首都大学東京 法科大学院 元教授 元弁理士 工藤 莞司 先生

駅名から見た混同防止表示雑考
=旧国名を冠した駅名の役割=

私は、特に夏季は乗り鉄を楽しむことが多い。以前から関心を持っていたが、通過する駅名のことで、先日、JR南武線を乗り鉄して、目の当たりにした。
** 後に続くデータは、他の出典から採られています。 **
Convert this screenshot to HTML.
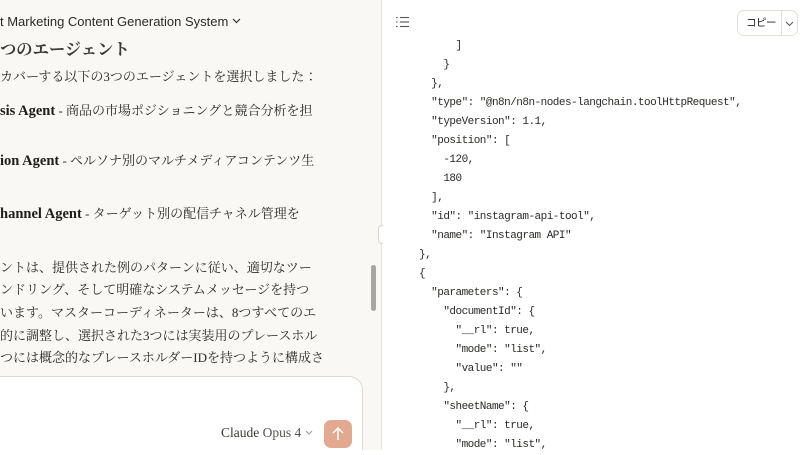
<!DOCTYPE html>
<html><head><meta charset="utf-8"><style>
*{margin:0;padding:0;box-sizing:border-box}
body{width:800px;height:450px;overflow:hidden;position:relative;background:#fff;font-family:"Liberation Serif","Noto Serif CJK JP",serif;color:#2b2a27}
#left{position:absolute;left:0;top:0;width:382px;height:450px;background:#f9f8f5;border-right:1px solid #e6e3dc;overflow:hidden}
#left .t{position:absolute;left:0;white-space:nowrap;font-size:13px;line-height:20px}
.title{font-family:"Liberation Sans","Noto Sans CJK JP",sans-serif;font-size:13px!important;top:12px;color:#2b2a27}
.h{font-size:16.3px!important;font-weight:bold;color:#3a3935}
b{font-weight:bold;color:#1f1e1b;font-size:14.5px}
#input{position:absolute;left:-20px;top:376px;width:383px;height:90px;background:#fff;border:1px solid #dedbd3;border-radius:14px}
#right{position:absolute;left:383px;top:0;width:417px;height:450px;background:#fff}
pre{position:absolute;left:36px;top:37px;font-family:"Liberation Mono",monospace;font-size:11px;letter-spacing:-0.52px;line-height:19px;color:#2b2a27}
</style></head><body>
<div id="left">
<div class="t title">t Marketing Content Generation System <svg width="9" height="6" viewBox="0 0 9 6" style="vertical-align:2px"><path d="M1 1l3.5 3.5L8 1" stroke="#333" stroke-width="1.2" fill="none"/></svg></div>
<div class="t h" style="top:40px">つのエージェント</div>
<div class="t" style="top:67px">カバーする以下の3つのエージェントを選択しました：</div>
<div class="t" style="top:101px"><b>sis Agent</b> - 商品の市場ポジショニングと競合分析を担</div>
<div class="t" style="top:151px"><b>ion Agent</b> - ペルソナ別のマルチメディアコンテンツ生</div>
<div class="t" style="top:204px"><b>hannel Agent</b> - ターゲット別の配信チャネル管理を</div>
<div class="t" style="top:258px">ントは、提供された例のパターンに従い、適切なツー</div>
<div class="t" style="top:280px">ンドリング、そして明確なシステムメッセージを持つ</div>
<div class="t" style="top:303px">います。マスターコーディネーターは、8つすべてのエ</div>
<div class="t" style="top:326px">的に調整し、選択された3つには実装用のプレースホル</div>
<div class="t" style="top:348px">つには概念的なプレースホルダーIDを持つように構成さ</div>
<div style="position:absolute;left:371px;top:265px;width:5px;height:46px;background:#a8a6a1;border-radius:3px"></div>
<div id="input"></div>
<div style="position:absolute;left:221px;top:425px;font-size:13.5px;color:#3a3935;white-space:nowrap">Claude <span style="color:#55534e">Opus 4</span> <svg width="8" height="5" viewBox="0 0 8 5" style="vertical-align:2px"><path d="M1 1l3 3 3-3" stroke="#999" stroke-width="1" fill="none"/></svg></div>
<div style="position:absolute;left:324px;top:420px;width:28px;height:28px;border-radius:7px;background:#e3a890"><svg width="28" height="28" viewBox="0 0 28 28"><path d="M14 20V8M9 13l5-5 5 5" stroke="#fff" stroke-width="1.5" fill="none"/></svg></div>
</div>
<div style="position:absolute;left:378px;top:225px;width:8px;height:19px;background:#fff;border:1px solid #d8d5ce;border-radius:4px"></div>
<div id="right">
<svg style="position:absolute;left:13px;top:16px" width="14" height="12" viewBox="0 0 14 12"><g stroke="#555" stroke-width="1.1"><line x1="0" y1="1.5" x2="1.5" y2="1.5"/><line x1="4" y1="1.5" x2="13" y2="1.5"/><line x1="0" y1="6" x2="1.5" y2="6"/><line x1="4" y1="6" x2="13" y2="6"/><line x1="0" y1="10.5" x2="1.5" y2="10.5"/><line x1="4" y1="10.5" x2="13" y2="10.5"/></g></svg>
<div style="position:absolute;left:354px;top:10px;width:61px;height:26px;border:1px solid #e3e0da;border-radius:7px;font-family:'Noto Sans CJK JP',sans-serif;font-size:10.5px;color:#222">
<span style="position:absolute;left:8px;top:4px;letter-spacing:-0.5px;white-space:nowrap">コピー</span>
<span style="position:absolute;left:43px;top:0;width:1px;height:24px;background:#e3e0da"></span>
<svg style="position:absolute;left:47px;top:10px" width="9" height="6" viewBox="0 0 9 6"><path d="M1 1l3.5 3.5L8 1" stroke="#555" stroke-width="1" fill="none"/></svg></div>
<pre>      ]
    }
  },
  "type": "@n8n/n8n-nodes-langchain.toolHttpRequest",
  "typeVersion": 1.1,
  "position": [
    -120,
    180
  ],
  "id": "instagram-api-tool",
  "name": "Instagram API"
},
{
  "parameters": {
    "documentId": {
      "__rl": true,
      "mode": "list",
      "value": ""
    },
    "sheetName": {
      "__rl": true,
      "mode": "list",</pre>
</div>
</body></html>
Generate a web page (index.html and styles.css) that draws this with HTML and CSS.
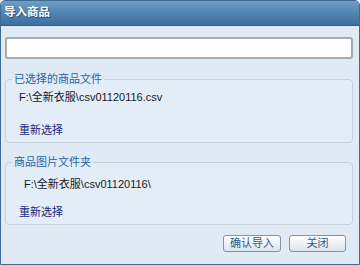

旧国名を冠した駅名 登戸駅を過ぎて、武蔵溝ノ口、武蔵新城、武蔵中原、武蔵小杉と「武蔵・・・」を冠した駅名が続いている。武蔵は当地方の旧国名である。帰宅後調べたら、「小杉」駅は旧北陸本線、「中原」駅は長崎線、「溝口」駅は播但線に、先に旧国鉄の駅名が存在していたと分かり、「新城」も、我が故郷奥羽本線「新庄」駅の存在から、これらの駅名との差別化を図ったのだろう。同じく、有名なのは中央本線「武蔵小金井」と東北本線「小金井」駅との関係がある外、例えば、水郡線でも、茨城側では「常陸青柳」、「常陸大宮」、「常陸太子」、福島側では「磐城棚倉」、「磐城石川」等と多く見受けられる。私に言わせれば、商標法32条2項等に相当する混同防止表示ではなかろうか。
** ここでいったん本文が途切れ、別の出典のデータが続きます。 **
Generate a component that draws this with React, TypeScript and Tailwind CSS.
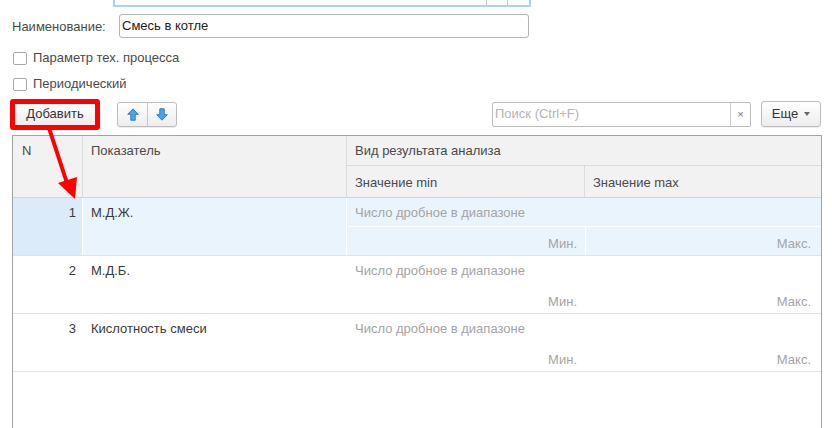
import React from 'react';

const font = { fontFamily: '"Liberation Sans", Arial, sans-serif' };

function Arrow({ down = false }: { down?: boolean }) {
  return (
    <svg width="12" height="13" viewBox="0 0 12 13" className={down ? 'rotate-180' : ''}>
      <path
        d="M6 0.8 L11.3 6.3 L8.2 6.3 L8.2 12.2 L3.8 12.2 L3.8 6.3 L0.7 6.3 Z"
        fill="#4ba4ea"
        stroke="#2b7fc4"
        strokeWidth="1"
        strokeLinejoin="round"
      />
    </svg>
  );
}

function Checkbox({ label }: { label: string }) {
  return (
    <div className="flex items-center h-[26px] pl-[13px]">
      <span className="w-[14px] h-[13px] border border-[#a9a9a9] rounded-[2px] bg-white" />
      <span className="ml-[6px] text-[13px] text-[#4a4a4a]">{label}</span>
    </div>
  );
}

type Row = { n: number; name: string; selected?: boolean };

const rows: Row[] = [
  { n: 1, name: 'М.Д.Ж.', selected: true },
  { n: 2, name: 'М.Д.Б.' },
  { n: 3, name: 'Кислотность смеси' },
];

function DataRow({ row }: { row: Row }) {
  const sel = row.selected;
  const line = sel ? 'border-white' : 'border-transparent';
  return (
    <div
      className={`grid grid-cols-[69px_264px_238px_1fr] h-[58px] border-b border-[#e2e2e2] ${
        sel ? 'bg-[#eaf4fd]' : 'bg-white'
      }`}
    >
      <div className={`text-right pr-[6px] pt-[5px] ${sel ? 'bg-[#dbebfa]' : ''}`}>{row.n}</div>
      <div className={`pl-[8px] pt-[5px] border-l ${line}`}>{row.name}</div>
      <div className={`col-span-2 flex flex-col border-l ${line}`}>
        <div className={`h-[29px] pl-[8px] pt-[5px] text-[#a4a4a4] border-b ${line}`}>
          Число дробное в диапазоне
        </div>
        <div className="flex-1 grid grid-cols-[238px_1fr] text-[#a4a4a4]">
          <div className="text-right pr-[8px] pt-[7px]">Мин.</div>
          <div className={`text-right pr-[10px] pt-[7px] border-l ${line}`}>Макс.</div>
        </div>
      </div>
    </div>
  );
}

export default function App() {
  return (
    <div className="relative w-[832px] h-[428px] overflow-hidden bg-white text-[13px] text-[#3a3a3a]" style={font}>
      {/* cut-off field at the very top */}
      <div className="h-[8px] pl-[113px]">
        <div className="w-[418px] h-[7px] border-2 border-t-0 border-[#a9d3f4] flex justify-end">
          <span className="w-[21px] h-full border-l border-[#c8c8c8]" />
          <span className="w-[22px] h-full border-l border-[#c8c8c8]" />
        </div>
      </div>

      <div className="flex items-center mt-[6px] h-[24px]">
        <span className="w-[119px] pl-[12px] pt-[1px] text-[#4a4a4a]">Наименование:</span>
        <div className="w-[410px] h-[24px] border border-[#b5b5b5] rounded-[3px] flex items-center px-[2px] text-[#222]">
          Смесь в котле
        </div>
      </div>

      <div className="mt-[7px]">
        <Checkbox label="Параметр тех. процесса" />
        <Checkbox label="Периодический" />
      </div>

      {/* toolbar */}
      <div className="flex items-center h-[32px] mt-[1px]">
        <div className="ml-[10px] w-[90px] h-[31px] border-[5px] border-[#ff0000] rounded-[3px] bg-white">
          <div className="h-full flex items-center justify-center bg-gradient-to-b from-white to-[#ececec] text-[#333]">
            Добавить
          </div>
        </div>
        <div className="ml-[17px] flex h-[25px] border border-[#bdbdbd] rounded-[3px] bg-gradient-to-b from-white to-[#ededed] shadow-[0_1px_1px_rgba(0,0,0,0.08)]">
          <div className="w-[29px] flex items-center justify-center">
            <Arrow />
          </div>
          <div className="w-[29px] flex items-center justify-center border-l border-[#c8c8c8]">
            <Arrow down />
          </div>
        </div>
        <div className="ml-auto flex h-[25px] w-[259px] border border-[#bdbdbd] rounded-[2px]">
          <div className="flex-1 flex items-center pl-[2px] text-[#b4b4b4]">Поиск (Ctrl+F)</div>
          <div className="w-[20px] flex items-center justify-center border-l border-[#cfcfcf] text-[#777] text-[11px]">
            ×
          </div>
        </div>
        <div className="ml-[10px] mr-[11px] w-[60px] h-[26px] border border-[#bdbdbd] rounded-[3px] bg-gradient-to-b from-white to-[#ededed] shadow-[0_1px_1px_rgba(0,0,0,0.08)] flex items-center justify-center gap-[6px] text-[#333]">
          Еще
          <span className="w-0 h-0 border-l-[3px] border-r-[3px] border-t-[4px] border-l-transparent border-r-transparent border-t-[#666]" />
        </div>
      </div>

      {/* table */}
      <div className="mt-[5px] ml-[12px] w-[810px] h-[300px] border border-b-0 border-[#a3a3a3]">
        <div className="grid grid-cols-[69px_264px_238px_1fr] grid-rows-[30px_31px] bg-[#f2f2f2] text-[#4a4a4a] border-b border-[#d4d4d4]">
          <div className="row-span-2 pl-[9px] pt-[5px]">N</div>
          <div className="row-span-2 pl-[8px] pt-[5px] border-l border-[#dcdcdc]">Показатель</div>
          <div className="col-span-2 pl-[8px] pt-[5px] border-l border-b border-[#dcdcdc]">
            Вид результата анализа
          </div>
          <div className="pl-[8px] pt-[7px] border-l border-[#dcdcdc]">Значение min</div>
          <div className="pl-[8px] pt-[7px] border-l border-[#dcdcdc]">Значение max</div>
        </div>
        {rows.map((r) => (
          <DataRow key={r.n} row={r} />
        ))}
      </div>

      {/* annotation arrow */}
      <svg className="absolute left-0 top-0 pointer-events-none" width="832" height="428">
        <line x1="49" y1="128" x2="67" y2="183" stroke="#ff0000" strokeWidth="4" />
        <polygon points="58,183 77,177 75,199" fill="#ff0000" />
      </svg>
    </div>
  );
}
混同防止は? 私の故郷にも、「羽前長崎」(左沢線)や「羽前千歳」(奥羽本線)がある。なんで遠く離れた「長崎」や「千歳」と間違うことがあるのかと思っていた。その後都会へ出て、東京駅や大阪駅の窓口で、「長崎」一枚と言ったら、山形の片田舎長崎行きの切符に行き当たることはないだろう。やっぱり混同を防止し、差別化するのが旧国名表示の付加に違いないと気付いた。後に設置された駅のその名称に当該旧国名が付加されたのであろう。

混同防止表示請求
 商標法は、先使用権等が認められて商標権と併存する場合、互いに同一又は類似の商品・役務について同一又は類似の商標を使用するため、商標権者等に、先使用権者に対して、混同防止のための表示付与(例、地名や社名等)の請求をすることが出来る権限を認めている(32条2項、33条3項)。サービスマークの重複登録で(附則平成3年法律第65号9条)、クローズアップされたが、私の調べでは、裁判例は一件のみである。この事件では、商標権者が、相手方に「京都」の付加を求めたが、裁判所は、長年の陶芸活動で周知となっている被告商標に対して混同防止表示を付加することは不合理であるとして請求を棄却している(「真葛焼侵害事件」平成14年4月25日 東京高裁平成13年(ネ)第5322号 速報325-10757)。
 駅名のように旧国名の付加は一例であろうが、個別具体性が求められ、商品又役務の取引上の差別化は困難かもしれない。駅名でも、「東武池袋」や「西武池袋」のように社名(略称)でも差別化が図られている場合もある。